Durant Brooks
- Brooks with the Georgia Tech Yellow Jackets in 2007

No. 14
- Position: Punter

Personal information
- Born: April 15, 1985 (age 41) Macon, Georgia, U.S.
- Listed height: 6 ft 1 in (1.85 m)
- Listed weight: 202 lb (92 kg)

Career information
- High school: Tattnall Square (Macon)
- College: Georgia Military (2003–2004) Georgia Tech (2005–2007)
- NFL draft: 2008: 6th round, 168th overall pick

Career history
- Washington Redskins (2008); Green Bay Packers (2008–2009)*; Philadelphia Eagles (2010)*; Jacksonville Jaguars (2011)*;
- * Offseason or practice squad member only

Awards and highlights
- Ray Guy Award (2007); 2× Second-team All-American (2006, 2007); 2× First-team All-ACC (2006, 2007);

Career NFL statistics
- Punts: 26
- Punting yards: 1,030
- Punting average: 39.6
- Longest punt: 60
- Inside 20: 9
- Stats at Pro Football Reference

= Durant Brooks =

American football player (born 1985)

Durant Stiles Brooks (born April 15, 1985) is an American former professional football player who was a punter in the National Football League (NFL). Brooks played college football for the Georgia Military Bulldogs and Georgia Tech Yellow Jackets, with whom he won the Ray Guy Award in 2007. He was selected by Washington Redskins in the sixth round of the 2008 NFL draft.

Brooks also was a member of the Green Bay Packers, Philadelphia Eagles and Jacksonville Jaguars.

==Early life==
Brooks attended Tattnall Square Academy in Macon, Georgia, and was a student and a letterman in football and basketball. In football, he was the punter on the 2001 Georgia Independent Schools Association (GISA) Title team. In basketball, he averaged nearly 18 points a game. Brooks graduated from Tattnall in 2003.

==College career==
===Georgia Military College===
Brooks attended Georgia Military College and was a student and a two-year letterman in football. In football, he posted an average of 40 yards per punt over two years. In his senior season, Brooks had an average of 45.3.

===Georgia Tech===
After graduating from Georgia Military College, Brooks attended Georgia Tech, punting for the Yellow Jackets as a redshirt junior. In his two years at Georgia Tech, Brooks had 144 punts: nearly half (68) landed inside the 20 yard line, while 57 went for more than 50 yards. His longest punt came in his final ACC game in 2007: playing against North Carolina, Brooks stood at the back of his own end-zone and punted the ball to the opposite 16-yard line—the punt was officially marked as 77 yards (from the line of scrimmage at the seven to the opposite 16), but measured over 90 yards from the spot of the punt.
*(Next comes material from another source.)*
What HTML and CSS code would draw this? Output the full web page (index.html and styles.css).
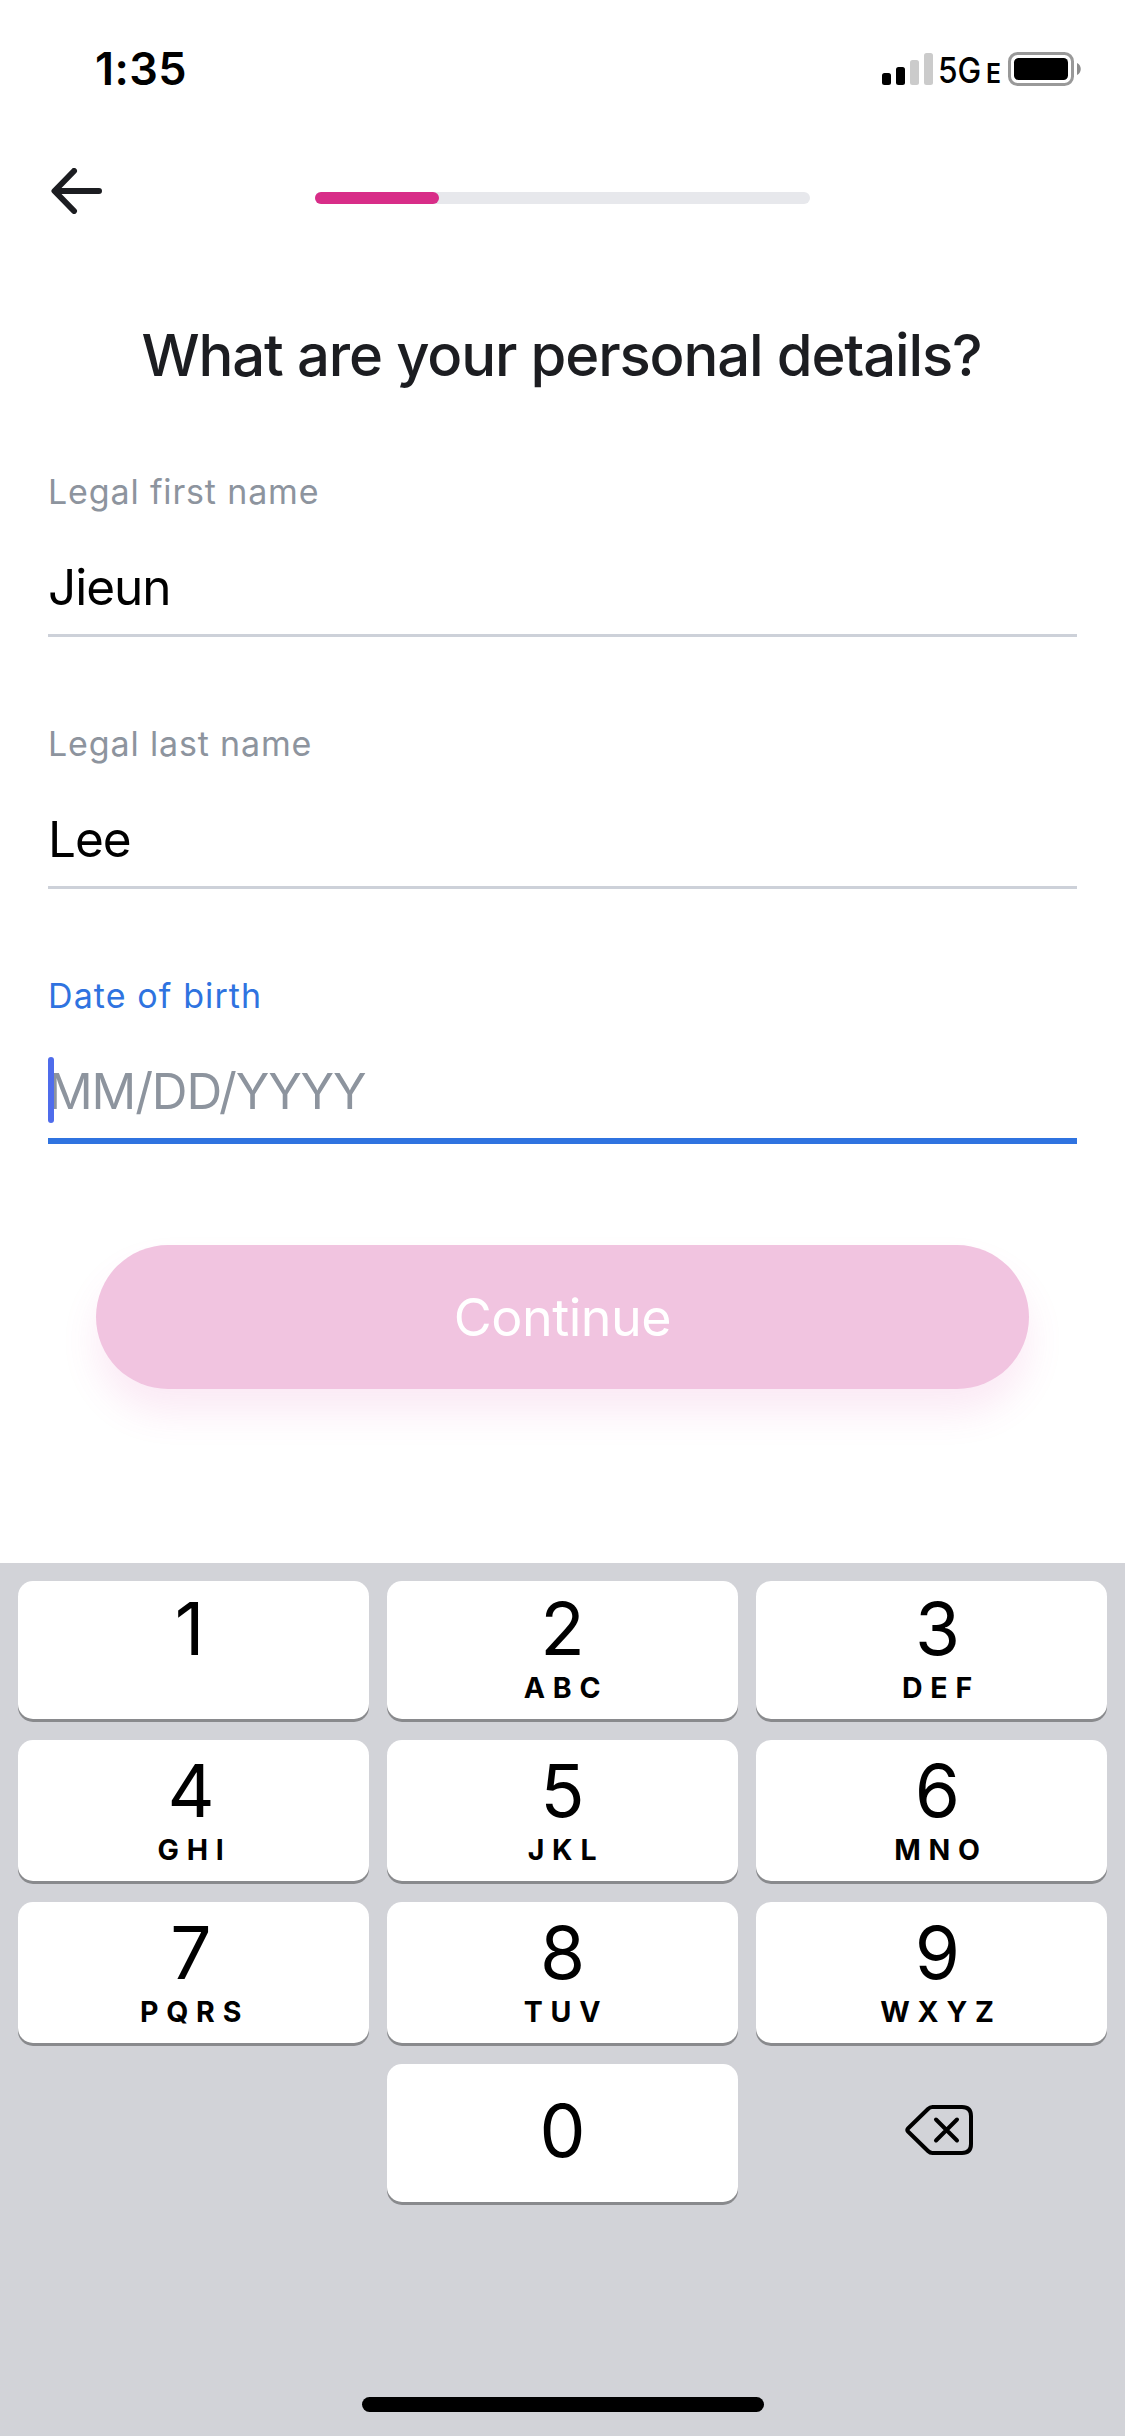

As a junior, Brooks came in third place for the Ray Guy Award, given to the best punter in the country. He was also named to the All-American second-team by the AP, and the All-ACC first-team.
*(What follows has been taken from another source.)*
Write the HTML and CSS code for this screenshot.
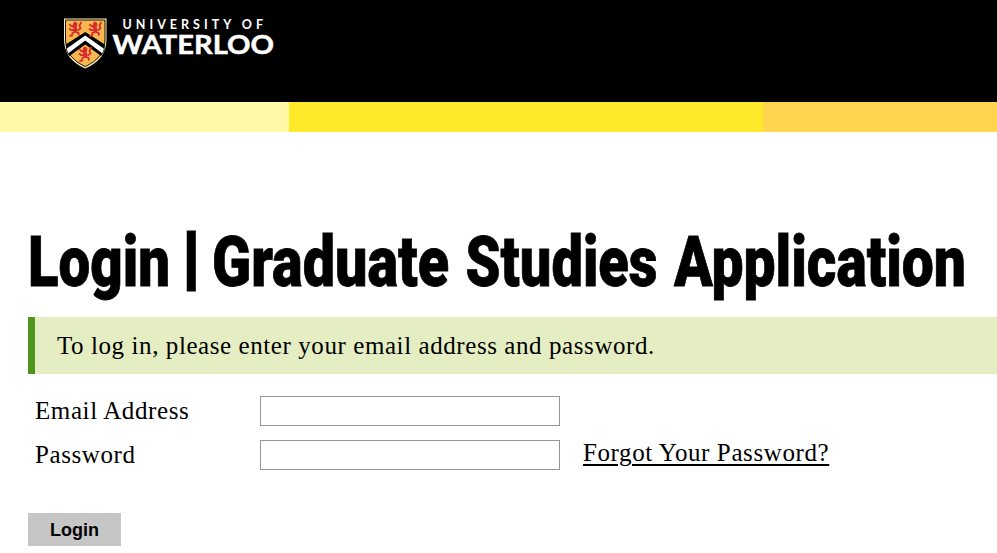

As a senior, Brooks received the Ray Guy Award, ranking second in the ACC (and fourth in the nation) in punting average while only allowing his opponents to return 19 of his 65 punts. That year, he was also named to the All-American second-team by AP (first-team by Sports Illustrated and Rivals) and the All-ACC first-team.

==Professional career==
===Washington Redskins===
Brooks was selected by the Washington Redskins in the sixth round (168th overall) of the 2008 NFL draft. He signed a four-year contract with the Redskins on July 11. Brooks won the punting job over Derrick Frost, who was released on August 30.

After week 6 of the 2008 NFL season reports surfaced that Brooks was to be replaced by a veteran due to his poor performance. His gross average of 39.6 yards and net average of 32.1 yards were last in the NFL at the time. On October 15, the Redskins signed punter Ryan Plackemeier, effectively ending Brooks' tenure with the team.

===Green Bay Packers===
Brooks was signed to the practice squad of the Green Bay Packers on December 15, 2008, after running back Steven Korte was released. He was re-signed to a future contract at the end of the season. The Packers released Brooks on August 31, 2009, after he lost the punting job to Jeremy Kapinos.

===Philadelphia Eagles===
After spending the 2009 season out of football, Brooks signed a two-year contract with the Philadelphia Eagles on February 2, 2010. He was expected to compete with Sav Rocca for the starting punter job, but was waived on May 25.

===Jacksonville Jaguars===
Brooks signed with the Jacksonville Jaguars on August 5, 2010, but was waived a week later on August 12.